■ **WHAT TO DO**
Quote the listing below in its entirety, omitting every image.

* * *

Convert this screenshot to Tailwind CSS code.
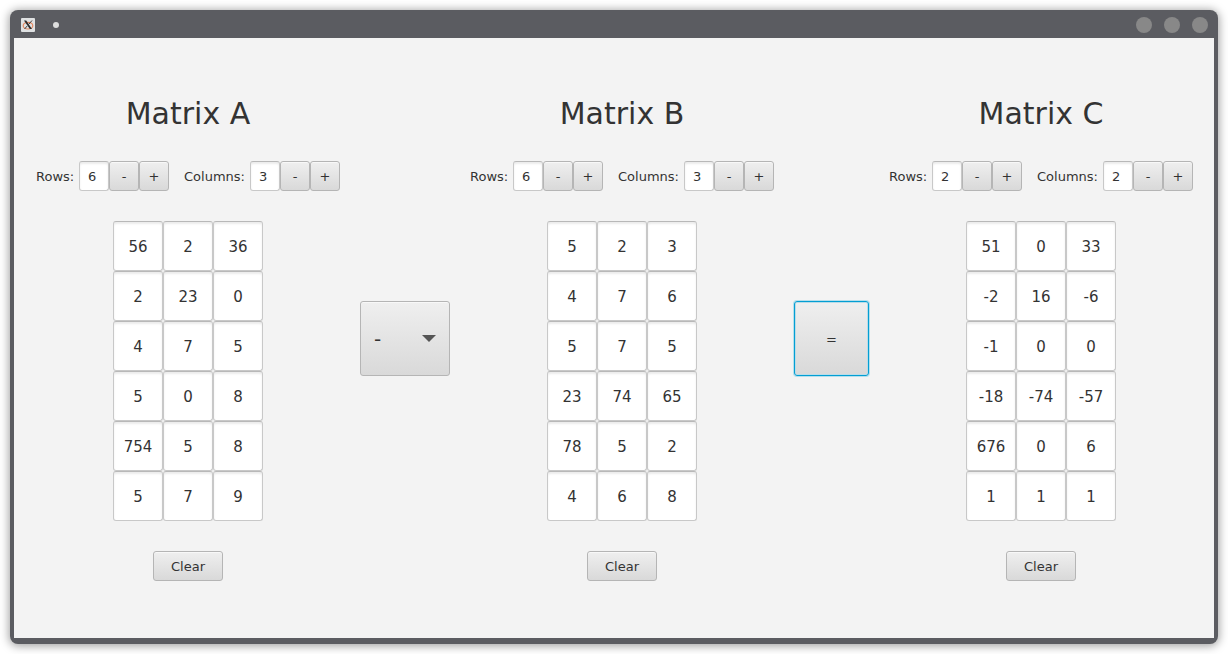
<!DOCTYPE html>
<html lang="en">
<head>
<meta charset="utf-8">
<title>Matrix Calculator</title>
<script src="https://cdn.jsdelivr.net/npm/@tailwindcss/browser@4"></script>
</head>
<body class="bg-white font-['DejaVu_Sans',sans-serif] text-[13px] text-[#333333]">
<div class="flex min-h-screen px-2.5 py-2.5">
  <div class="flex flex-1 flex-col rounded-lg bg-[#5b5c61] px-1 pb-1.5 shadow-[0_1px_10px_1px_rgba(0,0,0,0.38)]">
    <header class="flex h-7 items-center justify-between pr-1.5 pl-[7px] pt-0.5">
      <div class="flex items-center gap-[18px]">
        <svg class="size-3.5" viewBox="0 0 14 14" aria-hidden="true">
          <rect width="14" height="14" rx="1" fill="#dfe1e2"/>
          <ellipse cx="7" cy="7.700" rx="4.800" ry="3.300" fill="none" stroke="#e58a62" stroke-width="1.200"/>
          <path d="M3 2.500h2.200l5.800 8.500H8.800z" fill="#2b2b2b"/>
          <path d="M11 2.500 7.800 6.200M6.200 8 3.500 11" stroke="#2b2b2b" stroke-width="0.900"/>
        </svg>
        <span class="size-1.5 rounded-full bg-[#dedede]"></span>
      </div>
      <div class="flex gap-3">
        <button type="button" aria-label="Minimize" class="size-4 rounded-full bg-[#888888]"></button>
        <button type="button" aria-label="Maximize" class="size-4 rounded-full bg-[#888888]"></button>
        <button type="button" aria-label="Close" class="size-4 rounded-full bg-[#888888]"></button>
      </div>
    </header>
    <main class="flex flex-1 items-center justify-center gap-5 bg-[#f3f3f3] pl-px">
      <section data-matrix="A" class="flex w-[304px] flex-col items-center gap-[30px]"></section>
      <div class="relative">
        <select aria-label="Operation" class="h-[75px] w-[90px] appearance-none rounded-[3px] border border-[#b5b5b5] bg-linear-to-b from-[#efefef] to-[#d9d9d9] pt-0.5 pl-[13px] text-xl shadow-[inset_0_1px_0_#f8f8f8]">
          <option>-</option>
          <option>+</option>
          <option>*</option>
        </select>
        <svg class="pointer-events-none absolute top-[34px] right-3.5 h-[7px] w-3.5" viewBox="0 0 14 7" aria-hidden="true"><path d="M0 0h14L7 7z" fill="#555555"/></svg>
      </div>
      <section data-matrix="B" class="flex w-[304px] flex-col items-center gap-[30px]"></section>
      <button type="button" class="size-[75px] rounded-[3px] border border-[#039ed3] bg-linear-to-b from-[#efefef] to-[#d9d9d9] pt-1 shadow-[0_0_0_1px_#b5dfec,inset_0_0_0_1px_#b9dce8]">=</button>
      <section data-matrix="C" class="flex w-[304px] flex-col items-center gap-[30px]"></section>
    </main>
  </div>
</div>
<script>
const matrices = {
  A: { rows: 6, cols: 3, cells: [[56, 2, 36], [2, 23, 0], [4, 7, 5], [5, 0, 8], [754, 5, 8], [5, 7, 9]] },
  B: { rows: 6, cols: 3, cells: [[5, 2, 3], [4, 7, 6], [5, 7, 5], [23, 74, 65], [78, 5, 2], [4, 6, 8]] },
  C: { rows: 2, cols: 2, cells: [[51, 0, 33], [-2, 16, -6], [-1, 0, 0], [-18, -74, -57], [676, 0, 6], [1, 1, 1]] }
};
const buttonFace = 'rounded-[3px] border border-[#b5b5b5] bg-linear-to-b from-[#efefef] to-[#d9d9d9] pt-0.5 shadow-[inset_0_1px_0_#f8f8f8]';
const field = 'rounded-[3px] border border-[#c8c8c8] border-t-[#b8b8b8] bg-white pt-0.5 shadow-[inset_0_2px_2px_#ececec]';

function counter(id, label, value, labelWidth) {
  return `<div class="flex items-center">
    <label for="${id}" class="mr-[5px] pt-0.5 whitespace-nowrap ${labelWidth}">${label}:</label>
    <input id="${id}" value="${value}" class="size-[30px] pl-2 ${field}">
    <button type="button" aria-label="Fewer ${label}" class="size-[30px] ${buttonFace}">-</button>
    <button type="button" aria-label="More ${label}" class="size-[30px] ${buttonFace}">+</button>
  </div>`;
}

for (const section of document.querySelectorAll('[data-matrix]')) {
  const name = section.dataset.matrix;
  const { rows, cols, cells } = matrices[name];
  const inputs = cells.flatMap((row, r) => row.map((value, c) =>
    `<input value="${value}" aria-label="Matrix ${name} row ${r + 1} column ${c + 1}" class="size-[50px] text-center text-[15px] ${field}">`)).join('');
  section.innerHTML = `
    <h2 class="text-[30px] leading-[35px]">Matrix ${name}</h2>
    <div class="flex gap-[15px]">${counter('rows' + name, 'Rows', rows, 'w-[38px]')}${counter('cols' + name, 'Columns', cols, 'w-[61px]')}</div>
    <div class="grid grid-cols-3">${inputs}</div>
    <button type="button" class="h-[30px] w-[70px] ${buttonFace}">Clear</button>`;
}
</script>
</body>
</html>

* * *

■ **TASK RESULT**
Convert this screenshot to Tailwind CSS code.
<!DOCTYPE html>
<html lang="en">
<head>
<meta charset="utf-8">
<title>Matrix Calculator</title>
<script src="https://cdn.jsdelivr.net/npm/@tailwindcss/browser@4"></script>
</head>
<body class="bg-white font-['DejaVu_Sans',sans-serif] text-[13px] text-[#333333]">
<div class="flex min-h-screen px-2.5 py-2.5">
  <div class="flex flex-1 flex-col rounded-lg bg-[#5b5c61] px-1 pb-1.5 shadow-[0_1px_10px_1px_rgba(0,0,0,0.38)]">
    <header class="flex h-7 items-center justify-between pr-1.5 pl-[7px] pt-0.5">
      <div class="flex items-center gap-[18px]">
        <svg class="size-3.5" viewBox="0 0 14 14" aria-hidden="true">
          <rect width="14" height="14" rx="1" fill="#dfe1e2"/>
          <ellipse cx="7" cy="7.700" rx="4.800" ry="3.300" fill="none" stroke="#e58a62" stroke-width="1.200"/>
          <path d="M3 2.500h2.200l5.800 8.500H8.800z" fill="#2b2b2b"/>
          <path d="M11 2.500 7.800 6.200M6.200 8 3.500 11" stroke="#2b2b2b" stroke-width="0.900"/>
        </svg>
        <span class="size-1.5 rounded-full bg-[#dedede]"></span>
      </div>
      <div class="flex gap-3">
        <button type="button" aria-label="Minimize" class="size-4 rounded-full bg-[#888888]"></button>
        <button type="button" aria-label="Maximize" class="size-4 rounded-full bg-[#888888]"></button>
        <button type="button" aria-label="Close" class="size-4 rounded-full bg-[#888888]"></button>
      </div>
    </header>
    <main class="flex flex-1 items-center justify-center gap-5 bg-[#f3f3f3] pl-px">
      <section data-matrix="A" class="flex w-[304px] flex-col items-center gap-[30px]"></section>
      <div class="relative">
        <select aria-label="Operation" class="h-[75px] w-[90px] appearance-none rounded-[3px] border border-[#b5b5b5] bg-linear-to-b from-[#efefef] to-[#d9d9d9] pt-0.5 pl-[13px] text-xl shadow-[inset_0_1px_0_#f8f8f8]">
          <option>-</option>
          <option>+</option>
          <option>*</option>
        </select>
        <svg class="pointer-events-none absolute top-[34px] right-3.5 h-[7px] w-3.5" viewBox="0 0 14 7" aria-hidden="true"><path d="M0 0h14L7 7z" fill="#555555"/></svg>
      </div>
      <section data-matrix="B" class="flex w-[304px] flex-col items-center gap-[30px]"></section>
      <button type="button" class="size-[75px] rounded-[3px] border border-[#039ed3] bg-linear-to-b from-[#efefef] to-[#d9d9d9] pt-1 shadow-[0_0_0_1px_#b5dfec,inset_0_0_0_1px_#b9dce8]">=</button>
      <section data-matrix="C" class="flex w-[304px] flex-col items-center gap-[30px]"></section>
    </main>
  </div>
</div>
<script>
const matrices = {
  A: { rows: 6, cols: 3, cells: [[56, 2, 36], [2, 23, 0], [4, 7, 5], [5, 0, 8], [754, 5, 8], [5, 7, 9]] },
  B: { rows: 6, cols: 3, cells: [[5, 2, 3], [4, 7, 6], [5, 7, 5], [23, 74, 65], [78, 5, 2], [4, 6, 8]] },
  C: { rows: 2, cols: 2, cells: [[51, 0, 33], [-2, 16, -6], [-1, 0, 0], [-18, -74, -57], [676, 0, 6], [1, 1, 1]] }
};
const buttonFace = 'rounded-[3px] border border-[#b5b5b5] bg-linear-to-b from-[#efefef] to-[#d9d9d9] pt-0.5 shadow-[inset_0_1px_0_#f8f8f8]';
const field = 'rounded-[3px] border border-[#c8c8c8] border-t-[#b8b8b8] bg-white pt-0.5 shadow-[inset_0_2px_2px_#ececec]';

function counter(id, label, value, labelWidth) {
  return `<div class="flex items-center">
    <label for="${id}" class="mr-[5px] pt-0.5 whitespace-nowrap ${labelWidth}">${label}:</label>
    <input id="${id}" value="${value}" class="size-[30px] pl-2 ${field}">
    <button type="button" aria-label="Fewer ${label}" class="size-[30px] ${buttonFace}">-</button>
    <button type="button" aria-label="More ${label}" class="size-[30px] ${buttonFace}">+</button>
  </div>`;
}

for (const section of document.querySelectorAll('[data-matrix]')) {
  const name = section.dataset.matrix;
  const { rows, cols, cells } = matrices[name];
  const inputs = cells.flatMap((row, r) => row.map((value, c) =>
    `<input value="${value}" aria-label="Matrix ${name} row ${r + 1} column ${c + 1}" class="size-[50px] text-center text-[15px] ${field}">`)).join('');
  section.innerHTML = `
    <h2 class="text-[30px] leading-[35px]">Matrix ${name}</h2>
    <div class="flex gap-[15px]">${counter('rows' + name, 'Rows', rows, 'w-[38px]')}${counter('cols' + name, 'Columns', cols, 'w-[61px]')}</div>
    <div class="grid grid-cols-3">${inputs}</div>
    <button type="button" class="h-[30px] w-[70px] ${buttonFace}">Clear</button>`;
}
</script>
</body>
</html>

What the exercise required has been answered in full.